▶ JOB: Restate the listing that follows word for word, without its pictures.
--
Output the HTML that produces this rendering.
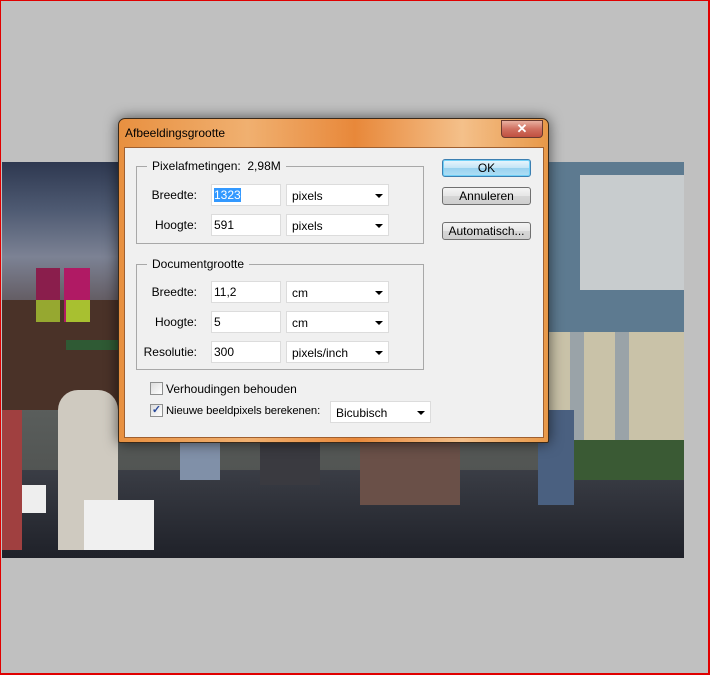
<!DOCTYPE html><html><head><style>
*{margin:0;padding:0;box-sizing:border-box}
body{width:710px;height:675px;background:#c0c0c0;position:relative;overflow:hidden;font-family:"Liberation Sans",sans-serif;font-size:12px;color:#000}
.a{position:absolute}
.frame{left:0;top:0;width:710px;height:675px;border:1px solid #e00000;border-right-width:2px;border-bottom-width:2px}
.lbl{position:absolute;font-size:12px;text-align:right;width:70px}
.in{position:absolute;background:#fff;border:1px solid #dcdcdc;height:22px;font-size:12px;padding:3px 2px}
.sel{position:absolute;background:#fff;border:1px solid #dcdcdc;height:22px;font-size:12px;padding:4px 5px}
.sel:after{content:"";position:absolute;right:5px;top:9px;border-left:4px solid transparent;border-right:4px solid transparent;border-top:4px solid #000}
.grp{position:absolute;border:1px solid #a8a8a8}
.gt{position:absolute;background:#f0f0f0;padding:0 5px;top:-8px;left:10px;font-size:12px}
.btn{position:absolute;width:89px;height:18px;border:1px solid #707070;border-radius:3px;background:linear-gradient(#f4f4f4,#e6e6e6 50%,#d6d6d6 51%,#cfcfcf);text-align:center;font-size:12px;line-height:16px}
.cb{position:absolute;width:13px;height:13px;border:1px solid #8e8f8f;background:linear-gradient(135deg,#dcdcdc,#fff)}
</style></head><body>
<div class="a" style="left:2px;top:162px;width:682px;height:396px;background:linear-gradient(#2e3850 0%,#4e5a72 12%,#7c8294 24%,#666068 34%,#4a4440 46%,#5a5e5c 62%,#525553 78%,#2a2d34 100%)"></div>
<div class="a" style="left:2px;top:470px;width:682px;height:88px;background:linear-gradient(#3a3d45,#1f2129)"></div>
<div class="a" style="left:2px;top:300px;width:120px;height:110px;background:#4a3228"></div>
<div class="a" style="left:36px;top:268px;width:24px;height:54px;background:#8a1e4c"></div>
<div class="a" style="left:64px;top:268px;width:26px;height:54px;background:#b01a64"></div>
<div class="a" style="left:36px;top:300px;width:24px;height:22px;background:#96a830"></div>
<div class="a" style="left:66px;top:300px;width:24px;height:22px;background:#a8c030"></div>
<div class="a" style="left:66px;top:340px;width:52px;height:10px;background:#2f5a34"></div>
<div class="a" style="left:548px;top:162px;width:136px;height:170px;background:#5d7a90"></div>
<div class="a" style="left:580px;top:175px;width:104px;height:115px;background:#c8ccce"></div>
<div class="a" style="left:548px;top:332px;width:136px;height:110px;background:#c9c2a8"></div>
<div class="a" style="left:570px;top:332px;width:14px;height:110px;background:#9aa3a8"></div>
<div class="a" style="left:615px;top:332px;width:14px;height:110px;background:#9aa3a8"></div>
<div class="a" style="left:570px;top:440px;width:114px;height:40px;background:#3a5a34"></div>
<div class="a" style="left:58px;top:390px;width:60px;height:160px;background:#cfcac0;border-radius:20px 20px 0 0"></div>
<div class="a" style="left:84px;top:500px;width:70px;height:50px;background:#f0f0f0"></div>
<div class="a" style="left:2px;top:410px;width:20px;height:140px;background:#a04040"></div>
<div class="a" style="left:22px;top:485px;width:24px;height:28px;background:#eee"></div>
<div class="a" style="left:360px;top:440px;width:100px;height:65px;background:#6a5048"></div>
<div class="a" style="left:538px;top:410px;width:36px;height:95px;background:#4a6080"></div>
<div class="a" style="left:260px;top:440px;width:60px;height:45px;background:#3a3a40"></div>
<div class="a" style="left:180px;top:440px;width:40px;height:40px;background:#8090a8"></div>
<div class="a" style="left:118px;top:118px;width:431px;height:325px;border:1px solid #3a2a1a;border-radius:7px 7px 2px 2px;background:linear-gradient(90deg,#e89040,#f0b070 30%,#e8883a 55%,#f4c08a 80%,#e89848);box-shadow:0 0 14px rgba(0,0,0,.6)"></div>
<div class="a" style="left:125px;top:126px;font-size:12px;color:#000">Afbeeldingsgrootte</div>
<div class="a" style="left:501px;top:120px;width:42px;height:18px;border:1px solid #6a3a30;border-radius:0 0 4px 4px;background:linear-gradient(#e8b0a0,#d07060 50%,#c05040);color:#fff;text-align:center;font-weight:bold;font-size:13px;line-height:16px">✕</div>
<div class="a" style="left:124px;top:147px;width:420px;height:291px;background:#f0f0f0;border:1px solid #a06030"></div>
<div class="grp" style="left:136px;top:166px;width:288px;height:78px"><div class="gt">Pixelafmetingen:&nbsp; 2,98M</div></div>
<div class="lbl" style="left:127px;top:188px">Breedte:</div>
<div class="in" style="left:211px;top:184px;width:70px"><span style="background:#3399ff;color:#fff">1323</span></div>
<div class="sel" style="left:286px;top:184px;width:103px">pixels</div>
<div class="lbl" style="left:127px;top:218px">Hoogte:</div>
<div class="in" style="left:211px;top:214px;width:70px">591</div>
<div class="sel" style="left:286px;top:214px;width:103px">pixels</div>
<div class="grp" style="left:136px;top:264px;width:288px;height:106px"><div class="gt">Documentgrootte</div></div>
<div class="lbl" style="left:127px;top:285px">Breedte:</div>
<div class="in" style="left:211px;top:281px;width:70px">11,2</div>
<div class="sel" style="left:286px;top:281px;width:103px">cm</div>
<div class="lbl" style="left:127px;top:315px">Hoogte:</div>
<div class="in" style="left:211px;top:311px;width:70px">5</div>
<div class="sel" style="left:286px;top:311px;width:103px">cm</div>
<div class="lbl" style="left:127px;top:345px">Resolutie:</div>
<div class="in" style="left:211px;top:341px;width:70px">300</div>
<div class="sel" style="left:286px;top:341px;width:103px">pixels/inch</div>
<div class="btn" style="left:442px;top:159px;border-color:#3c7fb1;background:linear-gradient(#eaf6fd,#c4e5f6 50%,#98d1ef 51%,#b0dff5);box-shadow:inset 0 0 0 1px #6fd0f7">OK</div>
<div class="btn" style="left:442px;top:187px">Annuleren</div>
<div class="btn" style="left:442px;top:222px">Automatisch...</div>
<div class="cb" style="left:150px;top:382px"></div>
<div class="a" style="left:166px;top:382px">Verhoudingen behouden</div>
<div class="cb" style="left:150px;top:404px;font-size:11px;line-height:11px;text-align:center;color:#2a4a9a;font-weight:bold">✓</div>
<div class="a" style="left:166px;top:405px;font-size:11.3px;letter-spacing:-0.1px">Nieuwe beeldpixels berekenen:</div>
<div class="sel" style="left:330px;top:401px;width:101px">Bicubisch</div>
<div class="a frame"></div>
</body></html>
--
▶ RESPONSE:
Output the HTML that produces this rendering.
<!DOCTYPE html><html><head><style>
*{margin:0;padding:0;box-sizing:border-box}
body{width:710px;height:675px;background:#c0c0c0;position:relative;overflow:hidden;font-family:"Liberation Sans",sans-serif;font-size:12px;color:#000}
.a{position:absolute}
.frame{left:0;top:0;width:710px;height:675px;border:1px solid #e00000;border-right-width:2px;border-bottom-width:2px}
.lbl{position:absolute;font-size:12px;text-align:right;width:70px}
.in{position:absolute;background:#fff;border:1px solid #dcdcdc;height:22px;font-size:12px;padding:3px 2px}
.sel{position:absolute;background:#fff;border:1px solid #dcdcdc;height:22px;font-size:12px;padding:4px 5px}
.sel:after{content:"";position:absolute;right:5px;top:9px;border-left:4px solid transparent;border-right:4px solid transparent;border-top:4px solid #000}
.grp{position:absolute;border:1px solid #a8a8a8}
.gt{position:absolute;background:#f0f0f0;padding:0 5px;top:-8px;left:10px;font-size:12px}
.btn{position:absolute;width:89px;height:18px;border:1px solid #707070;border-radius:3px;background:linear-gradient(#f4f4f4,#e6e6e6 50%,#d6d6d6 51%,#cfcfcf);text-align:center;font-size:12px;line-height:16px}
.cb{position:absolute;width:13px;height:13px;border:1px solid #8e8f8f;background:linear-gradient(135deg,#dcdcdc,#fff)}
</style></head><body>
<div class="a" style="left:2px;top:162px;width:682px;height:396px;background:linear-gradient(#2e3850 0%,#4e5a72 12%,#7c8294 24%,#666068 34%,#4a4440 46%,#5a5e5c 62%,#525553 78%,#2a2d34 100%)"></div>
<div class="a" style="left:2px;top:470px;width:682px;height:88px;background:linear-gradient(#3a3d45,#1f2129)"></div>
<div class="a" style="left:2px;top:300px;width:120px;height:110px;background:#4a3228"></div>
<div class="a" style="left:36px;top:268px;width:24px;height:54px;background:#8a1e4c"></div>
<div class="a" style="left:64px;top:268px;width:26px;height:54px;background:#b01a64"></div>
<div class="a" style="left:36px;top:300px;width:24px;height:22px;background:#96a830"></div>
<div class="a" style="left:66px;top:300px;width:24px;height:22px;background:#a8c030"></div>
<div class="a" style="left:66px;top:340px;width:52px;height:10px;background:#2f5a34"></div>
<div class="a" style="left:548px;top:162px;width:136px;height:170px;background:#5d7a90"></div>
<div class="a" style="left:580px;top:175px;width:104px;height:115px;background:#c8ccce"></div>
<div class="a" style="left:548px;top:332px;width:136px;height:110px;background:#c9c2a8"></div>
<div class="a" style="left:570px;top:332px;width:14px;height:110px;background:#9aa3a8"></div>
<div class="a" style="left:615px;top:332px;width:14px;height:110px;background:#9aa3a8"></div>
<div class="a" style="left:570px;top:440px;width:114px;height:40px;background:#3a5a34"></div>
<div class="a" style="left:58px;top:390px;width:60px;height:160px;background:#cfcac0;border-radius:20px 20px 0 0"></div>
<div class="a" style="left:84px;top:500px;width:70px;height:50px;background:#f0f0f0"></div>
<div class="a" style="left:2px;top:410px;width:20px;height:140px;background:#a04040"></div>
<div class="a" style="left:22px;top:485px;width:24px;height:28px;background:#eee"></div>
<div class="a" style="left:360px;top:440px;width:100px;height:65px;background:#6a5048"></div>
<div class="a" style="left:538px;top:410px;width:36px;height:95px;background:#4a6080"></div>
<div class="a" style="left:260px;top:440px;width:60px;height:45px;background:#3a3a40"></div>
<div class="a" style="left:180px;top:440px;width:40px;height:40px;background:#8090a8"></div>
<div class="a" style="left:118px;top:118px;width:431px;height:325px;border:1px solid #3a2a1a;border-radius:7px 7px 2px 2px;background:linear-gradient(90deg,#e89040,#f0b070 30%,#e8883a 55%,#f4c08a 80%,#e89848);box-shadow:0 0 14px rgba(0,0,0,.6)"></div>
<div class="a" style="left:125px;top:126px;font-size:12px;color:#000">Afbeeldingsgrootte</div>
<div class="a" style="left:501px;top:120px;width:42px;height:18px;border:1px solid #6a3a30;border-radius:0 0 4px 4px;background:linear-gradient(#e8b0a0,#d07060 50%,#c05040);color:#fff;text-align:center;font-weight:bold;font-size:13px;line-height:16px">✕</div>
<div class="a" style="left:124px;top:147px;width:420px;height:291px;background:#f0f0f0;border:1px solid #a06030"></div>
<div class="grp" style="left:136px;top:166px;width:288px;height:78px"><div class="gt">Pixelafmetingen:&nbsp; 2,98M</div></div>
<div class="lbl" style="left:127px;top:188px">Breedte:</div>
<div class="in" style="left:211px;top:184px;width:70px"><span style="background:#3399ff;color:#fff">1323</span></div>
<div class="sel" style="left:286px;top:184px;width:103px">pixels</div>
<div class="lbl" style="left:127px;top:218px">Hoogte:</div>
<div class="in" style="left:211px;top:214px;width:70px">591</div>
<div class="sel" style="left:286px;top:214px;width:103px">pixels</div>
<div class="grp" style="left:136px;top:264px;width:288px;height:106px"><div class="gt">Documentgrootte</div></div>
<div class="lbl" style="left:127px;top:285px">Breedte:</div>
<div class="in" style="left:211px;top:281px;width:70px">11,2</div>
<div class="sel" style="left:286px;top:281px;width:103px">cm</div>
<div class="lbl" style="left:127px;top:315px">Hoogte:</div>
<div class="in" style="left:211px;top:311px;width:70px">5</div>
<div class="sel" style="left:286px;top:311px;width:103px">cm</div>
<div class="lbl" style="left:127px;top:345px">Resolutie:</div>
<div class="in" style="left:211px;top:341px;width:70px">300</div>
<div class="sel" style="left:286px;top:341px;width:103px">pixels/inch</div>
<div class="btn" style="left:442px;top:159px;border-color:#3c7fb1;background:linear-gradient(#eaf6fd,#c4e5f6 50%,#98d1ef 51%,#b0dff5);box-shadow:inset 0 0 0 1px #6fd0f7">OK</div>
<div class="btn" style="left:442px;top:187px">Annuleren</div>
<div class="btn" style="left:442px;top:222px">Automatisch...</div>
<div class="cb" style="left:150px;top:382px"></div>
<div class="a" style="left:166px;top:382px">Verhoudingen behouden</div>
<div class="cb" style="left:150px;top:404px;font-size:11px;line-height:11px;text-align:center;color:#2a4a9a;font-weight:bold">✓</div>
<div class="a" style="left:166px;top:405px;font-size:11.3px;letter-spacing:-0.1px">Nieuwe beeldpixels berekenen:</div>
<div class="sel" style="left:330px;top:401px;width:101px">Bicubisch</div>
<div class="a frame"></div>
</body></html>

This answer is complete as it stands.